**Exercise goal**
Return each line of the data below exactly, omitting any pictures.

━━━━━ Data excerpt ━━━━━

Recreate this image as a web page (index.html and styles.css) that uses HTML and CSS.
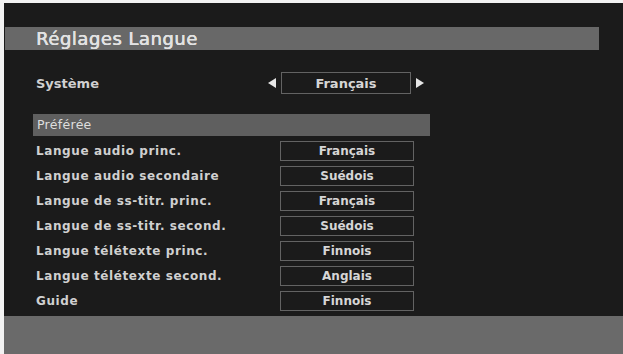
FILE: index.html
```html
<!DOCTYPE html>
<html lang="fr">
<head>
<meta charset="utf-8">
<title>Réglages Langue</title>
<link rel="stylesheet" href="styles.css">
</head>
<body>
<div class="screen">
  <div class="main">
    <div class="title-bar">Réglages Langue</div>
    <div class="content">
      <div class="system-row">
        <span class="label">Système</span>
        <div class="selector">
          <span class="arrow arrow-left"></span>
          <span class="sel-box">Français</span>
          <span class="arrow arrow-right"></span>
        </div>
      </div>
      <div class="section-bar">Préférée</div>
      <div class="rows">
        <div class="row"><span class="label">Langue audio princ.</span><span class="value">Français</span></div>
        <div class="row"><span class="label">Langue audio secondaire</span><span class="value">Suédois</span></div>
        <div class="row"><span class="label">Langue de ss-titr. princ.</span><span class="value">Français</span></div>
        <div class="row"><span class="label">Langue de ss-titr. second.</span><span class="value">Suédois</span></div>
        <div class="row"><span class="label">Langue télétexte princ.</span><span class="value">Finnois</span></div>
        <div class="row"><span class="label">Langue télétexte second.</span><span class="value">Anglais</span></div>
        <div class="row"><span class="label">Guide</span><span class="value">Finnois</span></div>
      </div>
    </div>
  </div>
  <div class="footer"></div>
</div>
</body>
</html>
```

FILE: styles.css
```css
* { box-sizing: border-box; }
html, body { margin: 0; padding: 0; }
body {
  background: #f2f2f2;
  width: 623px;
  height: 354px;
  overflow: hidden;
  font-family: "DejaVu Sans", sans-serif;
}
.screen {
  margin: 3px 0 0 4px;
  height: 351px;
  background: #1b1b1b;
  display: flex;
  flex-direction: column;
}
.main {
  flex: 1;
  display: flex;
  flex-direction: column;
}
.title-bar {
  margin: 24px 24px 0 1px;
  height: 23px;
  background: #686868;
  color: #e2e2e2;
  font-size: 18px;
  line-height: 23px;
  padding-left: 31px;
  letter-spacing: 0.5px;
  text-shadow: 0 0 0.6px #e2e2e2, 0.4px 0 0 #e2e2e2;
}
.content {
  margin-left: 29px;
  width: 397px;
  display: flex;
  flex-direction: column;
}
.system-row {
  margin-top: 22px;
  height: 22px;
  display: flex;
  align-items: center;
}
.label {
  color: #d0d0d0;
  font-size: 12px;
  font-weight: bold;
  padding-left: 3px;
  letter-spacing: 0.6px;
}
.system-row .label {
  width: 235px;
  font-size: 13px;
  letter-spacing: 0;
}
.selector {
  display: flex;
  align-items: center;
  gap: 5px;
}
.arrow {
  width: 0;
  height: 0;
  border-top: 5px solid transparent;
  border-bottom: 5px solid transparent;
}
.arrow-left { border-right: 8px solid #e6e6e6; }
.arrow-right { border-left: 8px solid #e6e6e6; }
.sel-box {
  width: 130px;
  height: 22px;
  border: 1.5px solid #636363;
  color: #d6d6d6;
  font-size: 13px;
  font-weight: bold;
  display: flex;
  align-items: center;
  justify-content: center;
}
.section-bar {
  margin-top: 20px;
  height: 22px;
  background: #5f5f5f;
  color: #dedede;
  font-size: 12.5px;
  line-height: 22px;
  padding-left: 4px;
  letter-spacing: 0.3px;
}
.rows {
  margin-top: 5px;
  display: flex;
  flex-direction: column;
  gap: 5px;
}
.row {
  height: 20px;
  display: flex;
  align-items: center;
}
.row .label { width: 247px; }
.value {
  width: 134px;
  height: 20px;
  border: 1.5px solid #636363;
  color: #d6d6d6;
  font-size: 12px;
  font-weight: bold;
  display: flex;
  align-items: center;
  justify-content: center;
}
.footer {
  height: 38px;
  background: #6a6a6a;
}
```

━━━━━

**Answer to this problem**
Recreate this image as a web page (index.html and styles.css) that uses HTML and CSS.
FILE: index.html
```html
<!DOCTYPE html>
<html lang="fr">
<head>
<meta charset="utf-8">
<title>Réglages Langue</title>
<link rel="stylesheet" href="styles.css">
</head>
<body>
<div class="screen">
  <div class="main">
    <div class="title-bar">Réglages Langue</div>
    <div class="content">
      <div class="system-row">
        <span class="label">Système</span>
        <div class="selector">
          <span class="arrow arrow-left"></span>
          <span class="sel-box">Français</span>
          <span class="arrow arrow-right"></span>
        </div>
      </div>
      <div class="section-bar">Préférée</div>
      <div class="rows">
        <div class="row"><span class="label">Langue audio princ.</span><span class="value">Français</span></div>
        <div class="row"><span class="label">Langue audio secondaire</span><span class="value">Suédois</span></div>
        <div class="row"><span class="label">Langue de ss-titr. princ.</span><span class="value">Français</span></div>
        <div class="row"><span class="label">Langue de ss-titr. second.</span><span class="value">Suédois</span></div>
        <div class="row"><span class="label">Langue télétexte princ.</span><span class="value">Finnois</span></div>
        <div class="row"><span class="label">Langue télétexte second.</span><span class="value">Anglais</span></div>
        <div class="row"><span class="label">Guide</span><span class="value">Finnois</span></div>
      </div>
    </div>
  </div>
  <div class="footer"></div>
</div>
</body>
</html>
```

FILE: styles.css
```css
* { box-sizing: border-box; }
html, body { margin: 0; padding: 0; }
body {
  background: #f2f2f2;
  width: 623px;
  height: 354px;
  overflow: hidden;
  font-family: "DejaVu Sans", sans-serif;
}
.screen {
  margin: 3px 0 0 4px;
  height: 351px;
  background: #1b1b1b;
  display: flex;
  flex-direction: column;
}
.main {
  flex: 1;
  display: flex;
  flex-direction: column;
}
.title-bar {
  margin: 24px 24px 0 1px;
  height: 23px;
  background: #686868;
  color: #e2e2e2;
  font-size: 18px;
  line-height: 23px;
  padding-left: 31px;
  letter-spacing: 0.5px;
  text-shadow: 0 0 0.6px #e2e2e2, 0.4px 0 0 #e2e2e2;
}
.content {
  margin-left: 29px;
  width: 397px;
  display: flex;
  flex-direction: column;
}
.system-row {
  margin-top: 22px;
  height: 22px;
  display: flex;
  align-items: center;
}
.label {
  color: #d0d0d0;
  font-size: 12px;
  font-weight: bold;
  padding-left: 3px;
  letter-spacing: 0.6px;
}
.system-row .label {
  width: 235px;
  font-size: 13px;
  letter-spacing: 0;
}
.selector {
  display: flex;
  align-items: center;
  gap: 5px;
}
.arrow {
  width: 0;
  height: 0;
  border-top: 5px solid transparent;
  border-bottom: 5px solid transparent;
}
.arrow-left { border-right: 8px solid #e6e6e6; }
.arrow-right { border-left: 8px solid #e6e6e6; }
.sel-box {
  width: 130px;
  height: 22px;
  border: 1.5px solid #636363;
  color: #d6d6d6;
  font-size: 13px;
  font-weight: bold;
  display: flex;
  align-items: center;
  justify-content: center;
}
.section-bar {
  margin-top: 20px;
  height: 22px;
  background: #5f5f5f;
  color: #dedede;
  font-size: 12.5px;
  line-height: 22px;
  padding-left: 4px;
  letter-spacing: 0.3px;
}
.rows {
  margin-top: 5px;
  display: flex;
  flex-direction: column;
  gap: 5px;
}
.row {
  height: 20px;
  display: flex;
  align-items: center;
}
.row .label { width: 247px; }
.value {
  width: 134px;
  height: 20px;
  border: 1.5px solid #636363;
  color: #d6d6d6;
  font-size: 12px;
  font-weight: bold;
  display: flex;
  align-items: center;
  justify-content: center;
}
.footer {
  height: 38px;
  background: #6a6a6a;
}
```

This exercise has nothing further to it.